Yesterday I reached the banks of the River Crisnejas, one of the great Peruvian tributaries which join to form the Amazon, and walked into the first seriously dangerous moment of my trip.
I had been coming down steeply from mountains to the north, following an Inca path still used from time to time by herders leading their sheep and cattle to market. Seeing bad weather approaching I decided to camp in a grassy saddle overlooking the river. It had been a long day and I was in an exhausted sleep when, towards midnight, a great commotion started up in the darkness beside my tent.

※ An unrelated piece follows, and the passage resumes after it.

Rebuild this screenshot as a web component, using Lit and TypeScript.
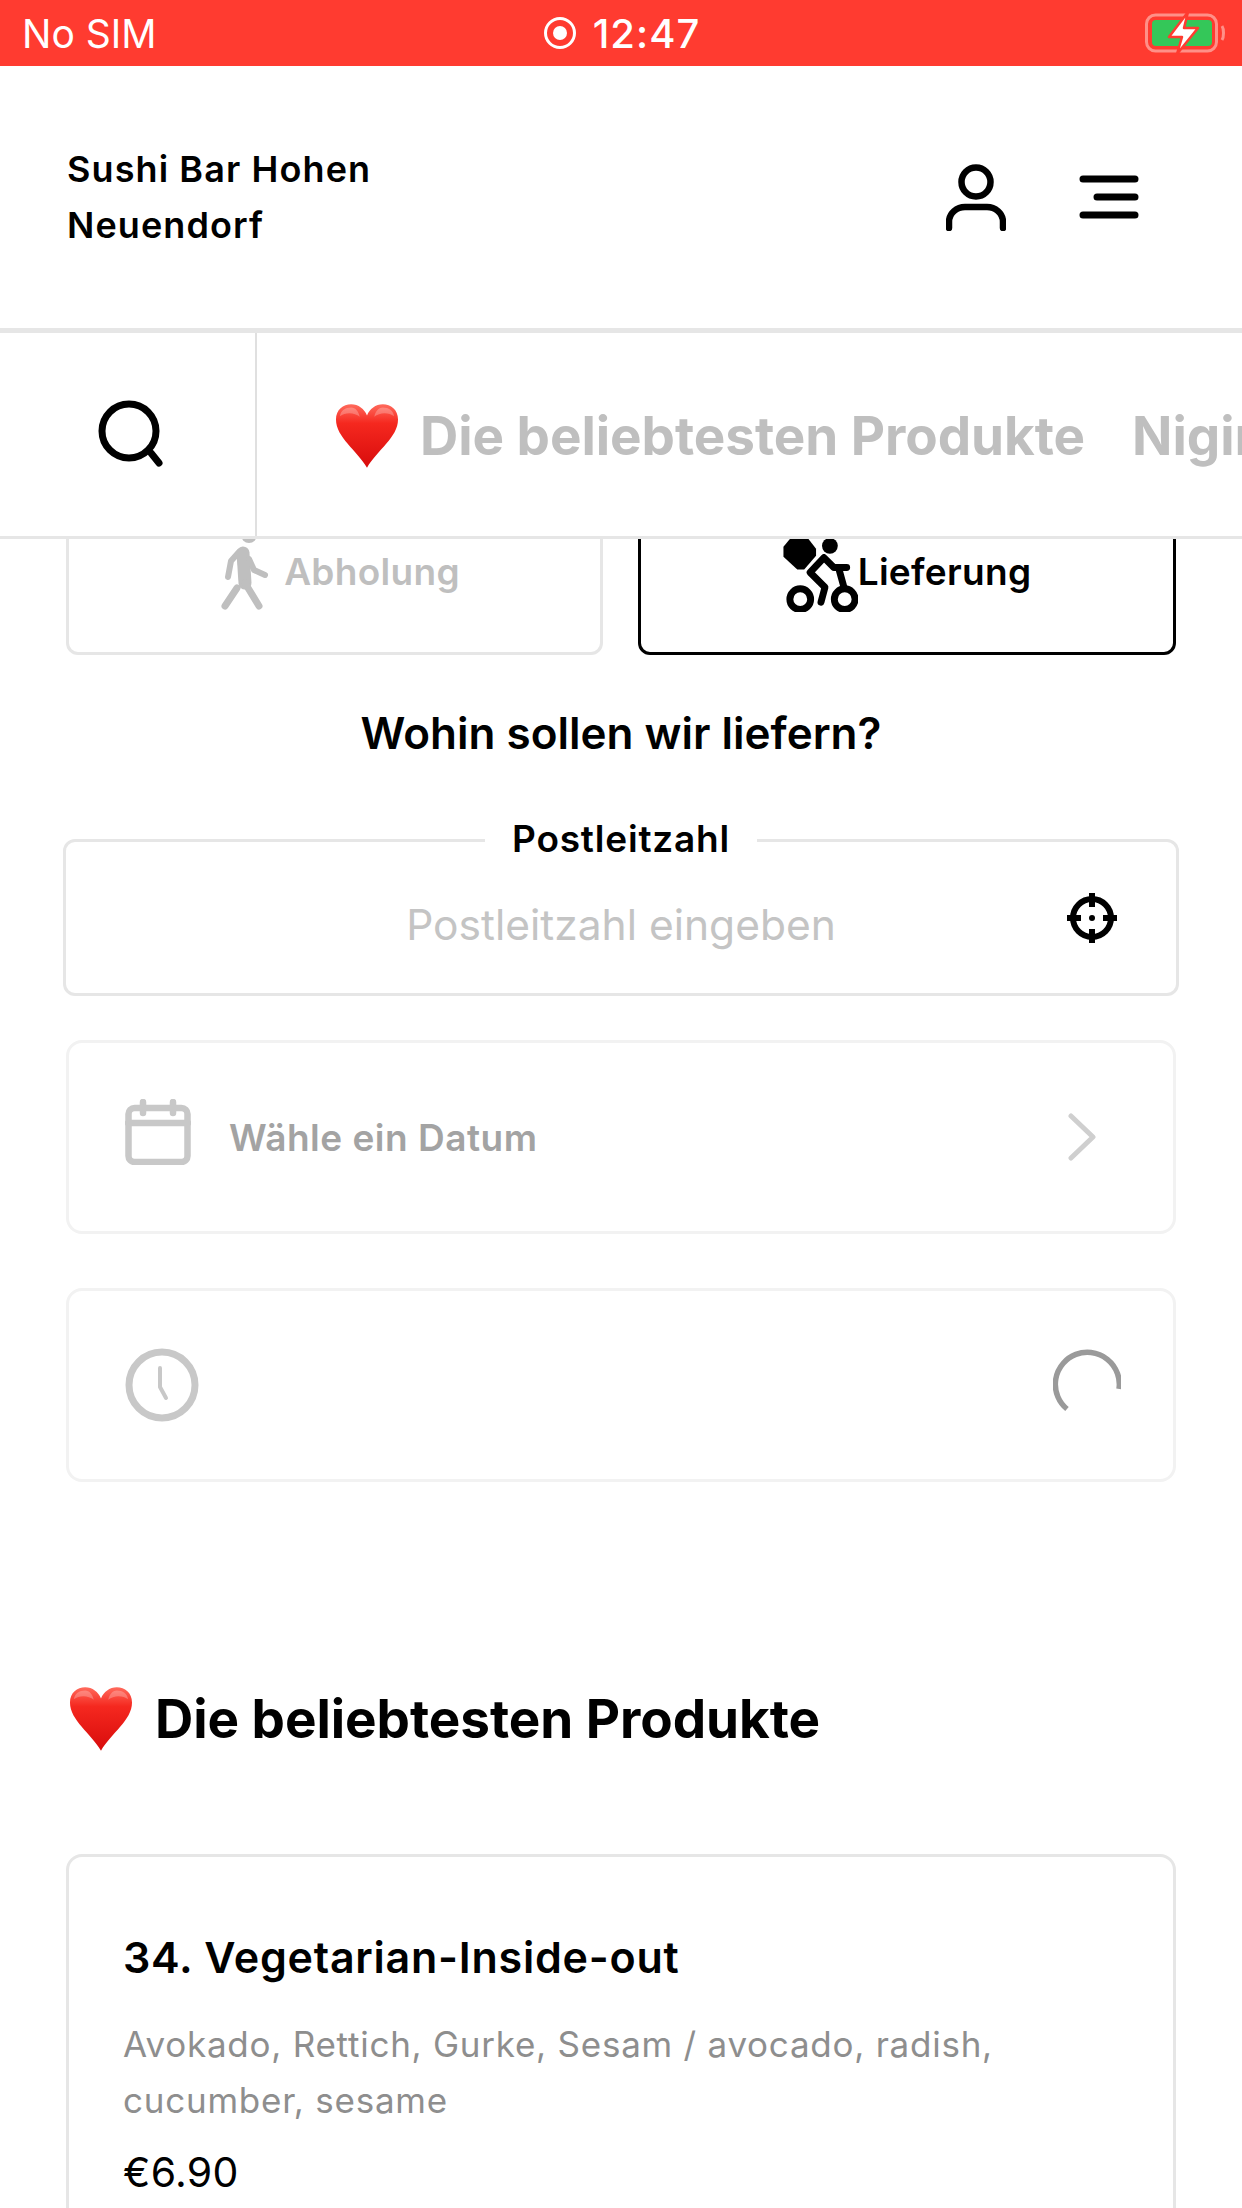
import { LitElement, html, css } from "lit";
import { customElement } from "lit/decorators.js";

const heart = (id: string) => html`<svg class="heart" viewBox="0 0 100 100" aria-hidden="true">
  <defs>
    <linearGradient id=${id} x1="0" y1="0" x2="0" y2="1">
      <stop offset="0" stop-color="#ff6a5c"></stop>
      <stop offset="0.3" stop-color="#f5281f"></stop>
      <stop offset="1" stop-color="#d80c0c"></stop>
    </linearGradient>
  </defs>
  <path fill="url(#${id})" d="M50 98C35 72 3 52 3 25 3 10 14 2 26 2c11 0 20 7 24 17C54 9 63 2 74 2c12 0 23 8 23 23 0 27-32 47-47 73Z"></path>
  <path fill="#fff" opacity=".25" d="M26 7c-9 0-16 5-17 13 8-6 22-6 30 1-2-8-6-14-13-14Zm48 0c-7 0-11 6-13 14 8-7 22-7 30-1-1-8-8-13-17-13Z"></path>
</svg>`;

@customElement("app-root")
export class AppRoot extends LitElement {
  static styles = css`
    :host {
      display: block;
      width: 1242px;
      height: 2208px;
      overflow: hidden;
      background: #fff;
      color: #000;
      font-family: Inter, "Liberation Sans", sans-serif;
    }
    svg { display: block; flex: none; }
    .status {
      height: 66px;
      background: #ff3b30;
      color: #fff;
      display: grid;
      grid-template-columns: 1fr auto 1fr;
      align-items: center;
      padding: 0 17px 0 22px;
      box-sizing: border-box;
      font-size: 39px;
    }
    .clock { display: flex; align-items: center; gap: 16px; font-weight: 500; font-size: 40px; letter-spacing: 1px; margin-left: -4px; }
    .clock svg { width: 34px; height: 34px; }
    .batt { justify-self: end; width: 80px; height: 42px; }
    .header {
      height: 262px;
      box-sizing: border-box;
      display: flex;
      align-items: center;
      justify-content: space-between;
      padding: 0 103px 0 67px;
      background: #fff;
      position: relative;
      z-index: 2;
    }
    .brand { font-size: 36px; font-weight: 600; line-height: 56px; letter-spacing: 1.1px; width: 400px; }
    .head-icons { display: flex; align-items: center; gap: 73px; }
    .nav {
      height: 211px;
      box-sizing: border-box;
      border-top: 5px solid #e6e6e6;
      border-bottom: 3px solid #e6e6e6;
      display: flex;
      background: #fff;
      position: relative;
      z-index: 2;
    }
    .search {
      width: 257px;
      flex: none;
      box-sizing: border-box;
      border-right: 2px solid #e0e0e0;
      display: flex;
      align-items: center;
      justify-content: center;
      padding: 0 0 4px 6px;
    }
    .tabs {
      flex: 1;
      min-width: 0;
      overflow: hidden;
      display: flex;
      align-items: center;
      padding: 2px 0 0 76px;
      gap: 47px;
      white-space: nowrap;
      font-size: 53px;
      font-weight: 700;
      letter-spacing: -0.05px;
      color: #bfbfbf;
    }
    .tab { display: flex; align-items: center; gap: 19px; flex: none; }
    .heart { width: 68px; height: 66px; }
    .main { padding: 0 66px; }
    .toggle {
      display: grid;
      grid-template-columns: 537px 538px;
      gap: 35px;
      margin: -50px 0 0;
      position: relative;
      z-index: 1;
    }
    .opt {
      height: 166px;
      box-sizing: border-box;
      border: 3px solid #e6e6e6;
      border-radius: 12px;
      display: flex;
      align-items: center;
      justify-content: center;
      font-size: 37px;
      font-weight: 600;
      letter-spacing: 0.3px;
      color: #bfbfbf;
      padding-bottom: 2px;
    }
    .opt.on { border-color: #000; color: #000; }
    .walk { width: 58px; height: 82px; margin: 0 14px 0 3px; }
    .bike { width: 75px; height: 82px; }
    .ask { font-size: 44px; font-weight: 600; line-height: 60px; text-align: center; margin-top: 48px; }
    .field {
      position: relative;
      margin: 76px -3px 0;
      height: 157px;
      box-sizing: border-box;
      border: 3px solid #e6e6e6;
      border-radius: 12px;
      display: grid;
      grid-template-columns: 1fr auto 1fr;
      align-items: center;
      padding-right: 56px;
    }
    .legend {
      position: absolute;
      left: 50%;
      top: -3px;
      transform: translate(-50%, -50%);
      background: #fff;
      padding: 0 27px;
      font-size: 37px;
      font-weight: 600;
      letter-spacing: 0.8px;
      line-height: 44px;
      white-space: nowrap;
    }
    .ph { grid-column: 2; font-size: 42.5px; color: #c4c4c4; transform: translateY(7px); margin-left: 56px; white-space: nowrap; }
    .locate { justify-self: end; grid-column: 3; width: 56px; height: 56px; }
    .row {
      height: 194px;
      box-sizing: border-box;
      border: 3px solid #f2f2f2;
      border-radius: 16px;
      display: flex;
      align-items: center;
      justify-content: space-between;
      padding: 0 77px 0 56px;
    }
    .row.date { margin-top: 44px; }
    .row.time { margin-top: 54px; padding-right: 52px; }
    .row-l { display: flex; align-items: center; gap: 38px; font-size: 37px; font-weight: 600; letter-spacing: 0.5px; color: #a3a3a3; }
    .cal { margin-top: -10px; }
    .spin { margin-top: -5px; }
    .h2 {
      margin: 202px 0 0 1px;
      display: flex;
      align-items: center;
      gap: 20px;
      font-size: 53px;
      letter-spacing: -0.05px;
      line-height: 70px;
      font-weight: 700;
    }
    .card {
      margin-top: 100px;
      height: 500px;
      box-sizing: border-box;
      border: 3px solid #e6e6e6;
      border-radius: 16px;
      padding: 70px 54px 0;
    }
    .name { font-size: 43px; font-weight: 600; line-height: 60px; letter-spacing: 0.75px; }
    .desc { margin-top: 29px; font-size: 35px; line-height: 56px; color: #8e8e8e; letter-spacing: 0.75px; width: 950px; }
    .price { margin-top: 16px; font-size: 41px; line-height: 56px; letter-spacing: 0.3px; }
  `;

  render() {
    return html`
      <div class="status">
        <span>No SIM</span>
        <span class="clock">
          <svg viewBox="0 0 34 34" fill="none"><circle cx="17" cy="17" r="14.5" stroke="#fff" stroke-width="3"></circle><circle cx="17" cy="17" r="7" fill="#fff"></circle></svg>
          12:47
        </span>
        <svg class="batt" viewBox="0 0 80 42" fill="none">
          <rect x="1.5" y="3" width="70" height="36" rx="9" stroke="#ff9088" stroke-width="3"></rect>
          <rect x="7" y="8" width="60" height="26" rx="4" fill="#34c759"></rect>
          <path d="M77 14c2 3 2 11 0 14" stroke="#ff9088" stroke-width="3"></path>
          <path d="M43 0 24 25h13l-5 17 21-26H39l4-16Z" fill="#fff" stroke="#ff3b30" stroke-width="2.5" stroke-linejoin="round"></path>
        </svg>
      </div>

      <div class="header">
        <div class="brand">Sushi Bar Hohen Neuendorf</div>
        <div class="head-icons">
          <svg width="60" height="68" viewBox="0 0 60 68" fill="none" stroke="#000" stroke-width="6.5" stroke-linecap="round">
            <circle cx="30" cy="19" r="14.5"></circle>
            <path d="M3 65v-6c0-9 8-15 16-15h22c8 0 16 6 16 15v6"></path>
          </svg>
          <svg width="60" height="44" viewBox="0 0 60 44" fill="none" stroke="#000" stroke-width="7" stroke-linecap="round">
            <path d="M4 4h52M18 22h38M4 40h52"></path>
          </svg>
        </div>
      </div>

      <div class="nav">
        <div class="search">
          <svg width="68" height="68" viewBox="0 0 68 68" fill="none" stroke="#000" stroke-width="7" stroke-linecap="round">
            <circle cx="32" cy="32" r="27"></circle>
            <path d="M54 54l8 10"></path>
          </svg>
        </div>
        <div class="tabs">
          <span class="tab">${heart("h1")}Die beliebtesten Produkte</span>
          <span class="tab">Nigiri</span>
        </div>
      </div>

      <div class="main">
        <div class="toggle">
          <div class="opt">
            <svg class="walk" viewBox="212 530 58 82" fill="none" stroke="#bfbfbf" stroke-linecap="round" stroke-linejoin="round">
              <circle cx="249" cy="535" r="8" fill="#bfbfbf" stroke="none"></circle>
              <path d="M243 553l2 30" stroke-width="13"></path>
              <path d="M239 552l-8 9-3 16M249 559l5 11 11 5" stroke-width="6"></path>
              <path d="M245 583l14 23M237 588l-12 18" stroke-width="7"></path>
            </svg>
            <span>Abholung</span>
          </div>
          <div class="opt on">
            <svg class="bike" viewBox="781 530 75 83" fill="none" stroke="#000" stroke-linecap="round" stroke-linejoin="round">
              <path d="M790 536h14l10 13v7l-12 14h-7l-14-13v-10Z" fill="#000" stroke="none"></path>
              <circle cx="828" cy="546" r="8" fill="#000" stroke="none"></circle>
              <circle cx="798" cy="600" r="10.5" stroke-width="7"></circle>
              <circle cx="843" cy="600" r="10.5" stroke-width="7"></circle>
              <path d="M822 558l-14 15 15 15-4 15M822 558l10 10h13M837 569l5 18" stroke-width="7"></path>
            </svg>
            <span>Lieferung</span>
          </div>
        </div>

        <div class="ask">Wohin sollen wir liefern?</div>

        <div class="field">
          <span class="legend">Postleitzahl</span>
          <span class="ph">Postleitzahl eingeben</span>
          <svg class="locate" viewBox="0 0 56 56" fill="none" stroke="#000" stroke-width="6">
            <circle cx="28" cy="28" r="19"></circle>
            <path d="M28 3v14M28 39v14M3 28h14M39 28h14"></path>
            <circle cx="28" cy="28" r="3" fill="#000" stroke="none"></circle>
          </svg>
        </div>

        <div class="row date">
          <div class="row-l">
            <svg class="cal" width="66" height="66" viewBox="0 0 66 66" fill="none" stroke="#c8c8c8" stroke-width="6.5" stroke-linecap="round">
              <rect x="3.5" y="9" width="59" height="54" rx="6"></rect>
              <path d="M3 24h60M18 3v11M48 3v11"></path>
            </svg>
            <span>Wähle ein Datum</span>
          </div>
          <svg width="28" height="48" viewBox="0 0 28 48" fill="none" stroke="#cfcfcf" stroke-width="5" stroke-linecap="round" stroke-linejoin="round">
            <path d="M3 3l22 21L3 45"></path>
          </svg>
        </div>

        <div class="row time">
          <svg width="74" height="74" viewBox="0 0 74 74" fill="none" stroke="#c8c8c8" stroke-width="7" stroke-linecap="round" stroke-linejoin="round">
            <circle cx="37" cy="37" r="33"></circle>
            <path d="M35 20v19l6 11" stroke-width="4"></path>
          </svg>
          <svg class="spin" width="68" height="68" viewBox="0 0 68 68" fill="none" stroke="#9a9a9a" stroke-width="5.5">
            <path d="M66 40A32 32 0 1 0 14 60"></path>
          </svg>
        </div>

        <div class="h2">${heart("h2")}<span>Die beliebtesten Produkte</span></div>

        <div class="card">
          <div class="name">34. Vegetarian-Inside-out</div>
          <div class="desc">Avokado, Rettich, Gurke, Sesam / avocado, radish, cucumber, sesame</div>
          <div class="price">€6.90</div>
        </div>
      </div>
    `;
  }
}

Men were shouting, a torch flashed, then rocks hit the canvas and the tent collapsed. I scrambled out just in time. Eight rough-looking men tightened their grip on rifles and machetes and formed a circle around me. They were a vigilante patrol from a village being threatened by one of the last remnants of Shining Path, the mountain-based group which terrorised Peru in the late 1980s. Assuming me to be one of these extremists, the villagers were ready to shoot until I hurriedly explained that I was just following the Inca road to Cusco. It seemed a flimsy excuse for a gringo to be camping on their mountainside, but eventually they were satisfied and, to my relief, melted away into the night.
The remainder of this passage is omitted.